Oscar Wilde was known as a poet before he became notorious as a criminal. He has recently combined his two rôles

in a small volume entitled, "The Ballad of Reading Goal by C. 3, 3," the nom de plume being his prison number (New York, Benjamin R. Tucker). The subject of these verses is an unpleasant one, being no less than the feelings experienced by Wilde and his fellow-prisoners at the execution of a murderer, whose doom had been foreseen for weeks and whose newly made grave confronted them one morning in the prison yard. The style is occasionally quite powerful, though reminding us too often perhaps of Coleridge. But it is neither style nor subject that most concerns the reader, but rather his own feeling of horror at the brutality which even at the end of this humanitarian century still characterizes our treatment of prisoners.

A book so well known as the late John Addington Symonds's "An Introduction to the Study of Dante" needs no commendation twenty-eight years after its first publication. It is interesting to note, however, that a fourth edition has become necessary. This has been supplied by Messrs. Adam & Charles Black, for whom the Macmillan Company are the American agents. Mr. Horatio F. Brown, who has done so much for Symonds's posthumous fame, contributes a short prefatory note. It is needless to say that the volume is given us in a most attractive form.

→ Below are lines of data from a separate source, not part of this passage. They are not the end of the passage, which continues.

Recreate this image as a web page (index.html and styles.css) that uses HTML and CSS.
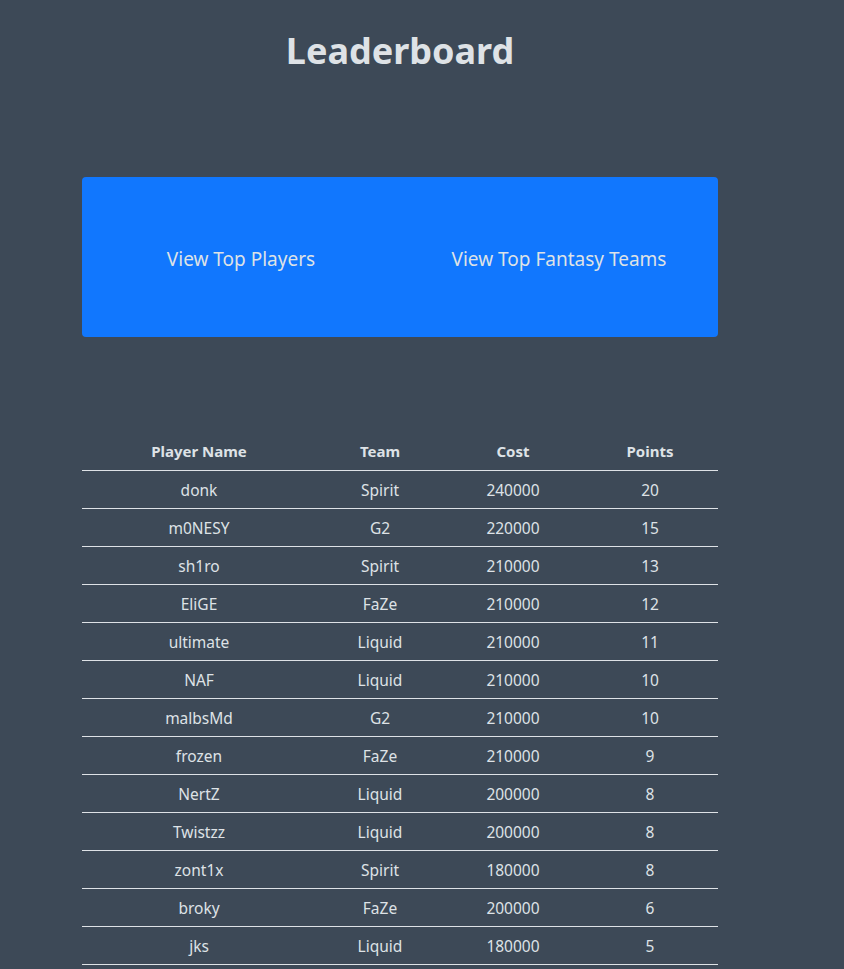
FILE: index.html
```html
<!DOCTYPE html>
<html>
<head>
<meta charset="utf-8">
<title>Leaderboard</title>
<link rel="stylesheet" href="styles.css">
</head>
<body>
<div class="page">
  <h1 class="title">Leaderboard</h1>
  <div class="nav-box">
    <button class="nav-btn">View Top Players</button>
    <button class="nav-btn">View Top Fantasy Teams</button>
  </div>
  <table class="board">
    <colgroup>
      <col class="c1"><col class="c2"><col class="c3"><col class="c4">
    </colgroup>
    <thead>
      <tr><th>Player Name</th><th>Team</th><th>Cost</th><th>Points</th></tr>
    </thead>
    <tbody>
      <tr><td>donk</td><td>Spirit</td><td>240000</td><td>20</td></tr>
      <tr><td>m0NESY</td><td>G2</td><td>220000</td><td>15</td></tr>
      <tr><td>sh1ro</td><td>Spirit</td><td>210000</td><td>13</td></tr>
      <tr><td>EliGE</td><td>FaZe</td><td>210000</td><td>12</td></tr>
      <tr><td>ultimate</td><td>Liquid</td><td>210000</td><td>11</td></tr>
      <tr><td>NAF</td><td>Liquid</td><td>210000</td><td>10</td></tr>
      <tr><td>malbsMd</td><td>G2</td><td>210000</td><td>10</td></tr>
      <tr><td>frozen</td><td>FaZe</td><td>210000</td><td>9</td></tr>
      <tr><td>NertZ</td><td>Liquid</td><td>200000</td><td>8</td></tr>
      <tr><td>Twistzz</td><td>Liquid</td><td>200000</td><td>8</td></tr>
      <tr><td>zont1x</td><td>Spirit</td><td>180000</td><td>8</td></tr>
      <tr><td>broky</td><td>FaZe</td><td>200000</td><td>6</td></tr>
      <tr><td>jks</td><td>Liquid</td><td>180000</td><td>5</td></tr>
    </tbody>
  </table>
</div>
</body>
</html>
```
FILE: styles.css
```css
html, body {
  margin: 0;
  padding: 0;
  background: #3d4957;
}
body {
  font-family: "Noto Sans", "Open Sans", sans-serif;
  color: #dee2e6;
}
.page {
  width: 636px;
  margin-left: 82px;
  padding-top: 23px;
}
.title {
  margin: 0;
  text-align: center;
  font-size: 36px;
  font-weight: 700;
  line-height: 56px;
  color: #dee2e6;
}
.nav-box {
  margin-top: 98px;
  height: 160px;
  background: #1177fe;
  border-radius: 4px;
  display: flex;
}
.nav-btn {
  flex: 1;
  background: transparent;
  border: none;
  color: #dee2e6;
  font-family: inherit;
  font-size: 19px;
  padding: 3px 0 0;
  cursor: pointer;
}
.board {
  margin-top: 95px;
  width: 636px;
  border-collapse: collapse;
  text-align: center;
}
.c1 { width: 234px; }
.c2 { width: 128px; }
.c3 { width: 138px; }
.c4 { width: 136px; }
.board th {
  font-size: 15px;
  font-weight: 700;
  height: 38px;
  padding: 0;
  border-bottom: 1px solid #dee2e6;
}
.board td {
  font-size: 15.5px;
  height: 37px;
  padding: 0;
  border-bottom: 1px solid #dee2e6;
}
```
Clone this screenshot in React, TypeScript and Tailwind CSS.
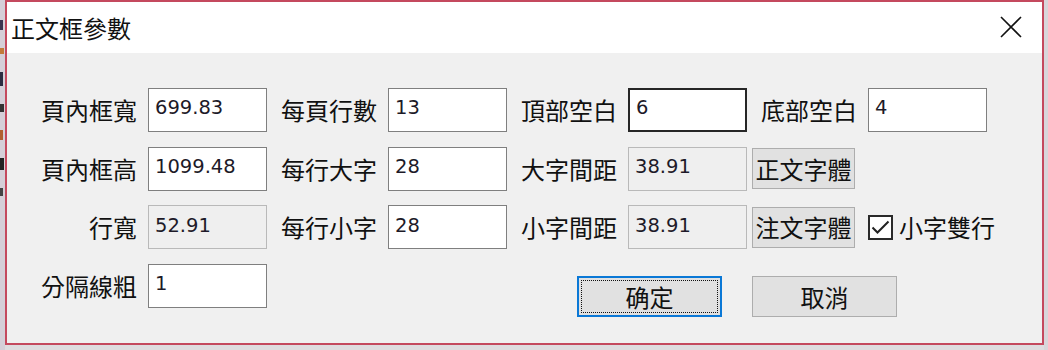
import React from "react";

const cjk = { fontFamily: '"Noto Sans CJK TC", "Noto Sans CJK SC", sans-serif' };
const num = { fontFamily: '"DejaVu Sans", "Liberation Sans", sans-serif' };

function Label({ children }: { children: React.ReactNode }) {
  return (
    <div
      className="w-[95px] h-[44px] flex items-center justify-end text-[24px] leading-none text-[#111] whitespace-nowrap"
      style={cjk}
    >
      {children}
    </div>
  );
}

function Field({ value, kind = "normal" }: { value: string; kind?: "normal" | "disabled" | "focus" }) {
  const cls =
    kind === "disabled"
      ? "bg-[#efefef] border border-[#b9b9b9]"
      : kind === "focus"
      ? "bg-white border-2 border-[#262626]"
      : "bg-white border border-[#7f7f7f]";
  return (
    <div className={`w-[119px] h-[44px] flex items-center pl-[6px] pb-[4px] ${cls}`}>
      <span className="text-[19.5px] leading-none text-[#1d1a28]" style={num}>
        {value}
      </span>
    </div>
  );
}

function Pair({ label, value, kind }: { label: string; value: string; kind?: "normal" | "disabled" | "focus" }) {
  return (
    <div className="flex items-center gap-[11px]">
      <Label>{label}</Label>
      <Field value={value} kind={kind} />
    </div>
  );
}

function FontButton({ children }: { children: React.ReactNode }) {
  return (
    <div
      className="ml-[5px] w-[103px] h-[41px] flex items-center justify-center bg-[#e1e1e1] border border-[#adadad] text-[24px] leading-none text-[#111]"
      style={cjk}
    >
      {children}
    </div>
  );
}

export default function App() {
  return (
    <div className="w-[1048px] h-[350px] bg-[#dedcdf] flex overflow-hidden">
      <div className="w-[5px] h-full bg-[#d5cfd8] flex flex-col gap-[18px] pt-[20px]">
        <div className="h-[10px] w-[3px] bg-[#3a3550]" />
        <div className="h-[6px] w-[4px] bg-[#c27a3a]" />
        <div className="h-[14px] w-[3px] bg-[#2c2c40]" />
        <div className="h-[8px] w-[4px] bg-[#333]" />
        <div className="h-[10px] w-[3px] bg-[#b06030]" />
        <div className="h-[12px] w-[4px] bg-[#222]" />
        <div className="h-[8px] w-[3px] bg-[#444]" />
      </div>
      <div className="w-[1039px] h-[345px] border-2 border-[#c4495e] flex flex-col">
        {/* title bar */}
        <div className="h-[51px] bg-white flex items-center justify-between pl-[4px] pr-[20px]">
          <span className="text-[24px] leading-none text-[#111]" style={cjk}>
            正文框參數
          </span>
          <svg width="22" height="22" viewBox="0 0 22 22" className="mb-[2px]">
            <path d="M1 1 L21 21 M21 1 L1 21" stroke="#111" strokeWidth="1.6" fill="none" />
          </svg>
        </div>
        {/* body */}
        <div className="flex-1 bg-[#f0f0f0] pl-[35px] pt-[35px] flex flex-col gap-[14.7px]">
          <div className="flex items-center gap-[15px]">
            <Pair label="頁內框寬" value="699.83" />
            <Pair label="每頁行數" value="13" />
            <Pair label="頂部空白" value="6" kind="focus" />
            <Pair label="底部空白" value="4" />
          </div>
          <div className="flex items-center gap-[15px]">
            <Pair label="頁內框高" value="1099.48" />
            <Pair label="每行大字" value="28" />
            <div className="flex items-center">
              <Pair label="大字間距" value="38.91" kind="disabled" />
              <FontButton>正文字體</FontButton>
            </div>
          </div>
          <div className="flex items-center gap-[15px]">
            <Pair label="行寬" value="52.91" kind="disabled" />
            <Pair label="每行小字" value="28" />
            <div className="flex items-center">
              <Pair label="小字間距" value="38.91" kind="disabled" />
              <FontButton>注文字體</FontButton>
              <div className="ml-[13px] w-[25px] h-[25px] border-2 border-[#2a2a2a] bg-white flex items-center justify-center">
                <svg width="19" height="15" viewBox="0 0 19 15">
                  <path d="M1.5 7.5 L6.5 12.5 L17.5 1.5" stroke="#222" strokeWidth="2" fill="none" />
                </svg>
              </div>
              <span className="ml-[6px] text-[24px] leading-none text-[#111]" style={cjk}>
                小字雙行
              </span>
            </div>
          </div>
          <div className="flex items-start">
            <Pair label="分隔線粗" value="1" />
            <div className="ml-[310px] mt-[12px] w-[145px] h-[41px] border-2 border-[#0a78d6] bg-[#e1e1e1] p-[2px]">
              <div
                className="w-full h-full border border-dotted border-[#111] flex items-center justify-center text-[24px] leading-none text-[#111]"
                style={cjk}
              >
                确定
              </div>
            </div>
            <div
              className="ml-[30px] mt-[12px] w-[145px] h-[41px] border border-[#adadad] bg-[#e1e1e1] flex items-center justify-center text-[24px] leading-none text-[#111]"
              style={cjk}
            >
              取消
            </div>
          </div>
        </div>
      </div>
      <div className="flex-1 h-full bg-[#d8d6da]" />
    </div>
  );
}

We have on our table Hamlin Garland's "The Trail of the Gold Seekers," "Educational Aims and Values," by Prof. Paul H. Hanus; "John Milton," by W. P. Trent; Storr's the "Life of R. H. Quick," which we shall review in our next issue; and three new volumes of the Temple reprint of North's translation of Plutarch-all from the Macmillan Company. We have also Florida-Its History and Romance," by George R. Fairbanks, M.A. (Jacksonville: H. & W. B. Drew Company)-a book of which we shall endeavor to give an adequate notice later.